Cortical Structural Parameters and Cognitive Performance in Juvenile Myoclonic Epilepsy: A Surface-Based Morphometry Study
Author Block: O. A. Kargin, R. Ozun Kargin, A. Ceyhan Dirican, H. D. Atakli; Istanbul/TR
Purpose: Juvenile myoclonic epilepsy (JME) is the most prevalent idiopathic generalized epilepsy syndrome, with a typical onset at adolescence. Beyond seizures, JME has increasingly been recognized as a condition involving widespread cognitive dysfunction, particularly affecting memory, executive functions, and attention. This study aimed to investigate cortical structural alterations in JME using surface-based morphometry and to explore their relationship with cognitive performance, with the goal of identifying potential imaging biomarkers.

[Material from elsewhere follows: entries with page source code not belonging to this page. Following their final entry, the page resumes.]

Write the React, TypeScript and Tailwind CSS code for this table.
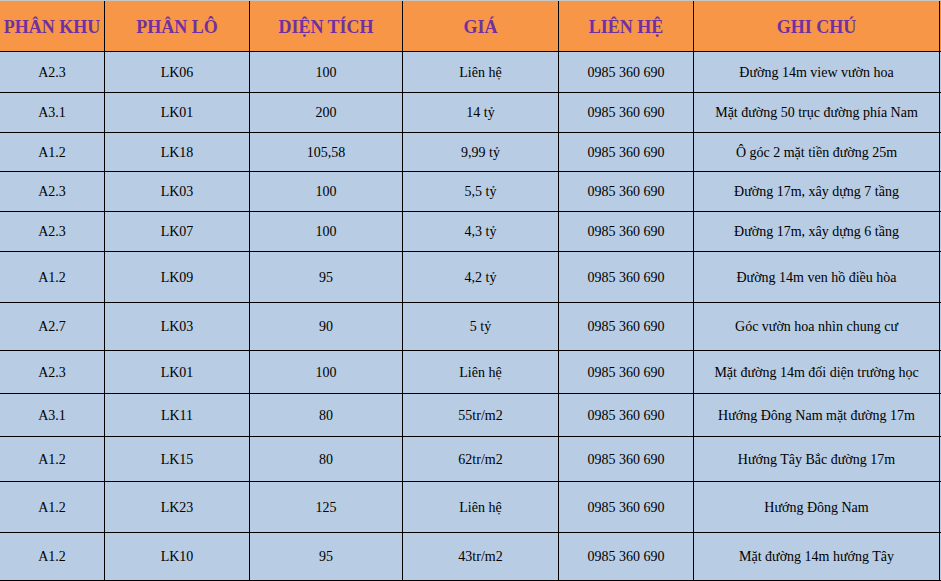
const cols = ['w-[105px]', 'w-[145px]', 'w-[153px]', 'w-[156px]', 'w-[135px]', 'w-[246px]'];

const headers = ['PHÂN KHU', 'PHÂN LÔ', 'DIỆN TÍCH', 'GIÁ', 'LIÊN HỆ', 'GHI CHÚ'];

const rows: { h: string; cells: string[] }[] = [
  { h: 'h-[41px]', cells: ['A2.3', 'LK06', '100', 'Liên hệ', '0985 360 690', 'Đường 14m view vườn hoa'] },
  { h: 'h-[40px]', cells: ['A3.1', 'LK01', '200', '14 tỷ', '0985 360 690', 'Mặt đường 50 trục đường phía Nam'] },
  { h: 'h-[39px]', cells: ['A1.2', 'LK18', '105,58', '9,99 tỷ', '0985 360 690', 'Ô góc 2 mặt tiền đường 25m'] },
  { h: 'h-[40px]', cells: ['A2.3', 'LK03', '100', '5,5 tỷ', '0985 360 690', 'Đường 17m, xây dựng 7 tầng'] },
  { h: 'h-[40px]', cells: ['A2.3', 'LK07', '100', '4,3 tỷ', '0985 360 690', 'Đường 17m, xây dựng 6 tầng'] },
  { h: 'h-[51px]', cells: ['A1.2', 'LK09', '95', '4,2 tỷ', '0985 360 690', 'Đường 14m ven hồ điều hòa'] },
  { h: 'h-[48px]', cells: ['A2.7', 'LK03', '90', '5 tỷ', '0985 360 690', 'Góc vườn hoa nhìn chung cư'] },
  { h: 'h-[43px]', cells: ['A2.3', 'LK01', '100', 'Liên hệ', '0985 360 690', 'Mặt đường 14m đối diện trường học'] },
  { h: 'h-[43px]', cells: ['A3.1', 'LK11', '80', '55tr/m2', '0985 360 690', 'Hướng Đông Nam mặt đường 17m'] },
  { h: 'h-[45px]', cells: ['A1.2', 'LK15', '80', '62tr/m2', '0985 360 690', 'Hướng Tây Bắc đường 17m'] },
  { h: 'h-[51px]', cells: ['A1.2', 'LK23', '125', 'Liên hệ', '0985 360 690', 'Hướng Đông Nam'] },
  { h: 'h-[48px]', cells: ['A1.2', 'LK10', '95', '43tr/m2', '0985 360 690', 'Mặt đường 14m hướng Tây'] },
];

export default function App() {
  return (
    <div className="w-[941px] h-[581px] overflow-hidden bg-[#b8cce4] font-['Liberation_Serif',serif]">
      <div className="h-px bg-[#c8c8c8]" />
      <div className="flex h-[51px] bg-[#f79646] border-b border-black">
        {headers.map((t, i) => (
          <div
            key={t}
            className={`${cols[i]} shrink-0 flex items-center justify-center pt-[3px] border-r border-black text-[18px] font-bold text-[#7030a0] whitespace-nowrap`}
          >
            {t}
          </div>
        ))}
      </div>
      {rows.map((r, ri) => (
        <div key={ri} className={`flex ${r.h} border-b border-black`}>
          {r.cells.map((c, i) => (
            <div
              key={i}
              className={`${cols[i]} shrink-0 flex items-center justify-center border-r border-black text-[14px] text-black whitespace-nowrap`}
            >
              {c}
            </div>
          ))}
        </div>
      ))}
    </div>
  );
}
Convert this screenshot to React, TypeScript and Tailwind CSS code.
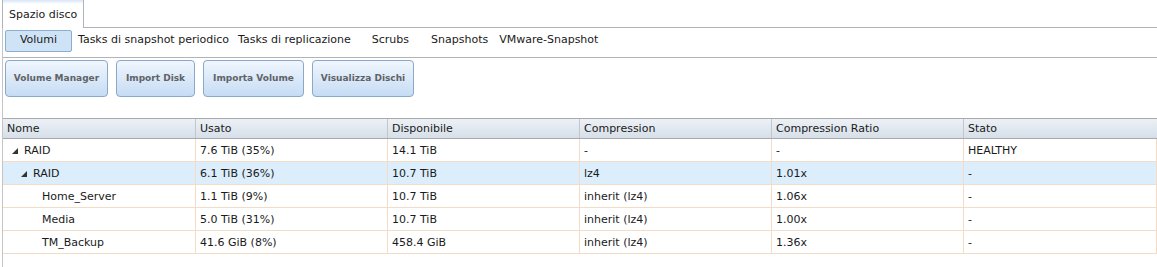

Methods or Background: Fifty-five patients with JME and 65 healthy controls matched for age, sex, and educational status underwent high-resolution 3D T1-weighted brain MRI. Cortical thickness, sulcal depth, gyrification index, and fractal dimension were extracted using the CAT12/SPM pipeline. Cognitive functions were assessed with a comprehensive neuropsychological battery covering multiple domains including memory, verbal fluency, attention, executive functions, and psychomotor speed. Vertex-wise analyses were conducted using threshold-free cluster enhancement (TFCE). All models were adjusted for age, educational status, depression/anxiety scores, and Euler number.
Results or Findings: Compared to controls, JME patients exhibited significant cortical thinning and increased gyrification, most prominently in perirolandic and medial prefrontal cortices, extending to frontal, parietal, and occipital regions (pFWE<0.001). These effects remained robust after controlling for global mean cortical thickness. Correlation analyses demonstrated moderate positive associations between cortical thickness in frontal regions and cognitive performance, particularly in memory, verbal fluency, and executive domains (pFWE<0.05, r≤0.57).
Conclusion: Our findings highlight region-specific cortical alterations in JME that extend beyond global effects, linking frontal structural abnormalities to clinically relevant cognitive deficits. These results support the role of surface-based morphometric parameters as promising neuroimaging biomarkers of cognitive impairment in JME.
Limitations: This is a cross-sectional study without longitudinal follow-up.
Funding for this study: No funding was received for this study.
Has your study been approved by an ethics committee? Yes
Ethics committee - additional information: The study was approved by the ethics committee of University of Health Sciences, Bakirkoy Prof. Dr. Mazhar Osman Training and Research Hospital for Psychiatric, Neurologic, and Neurosurgical Diseases.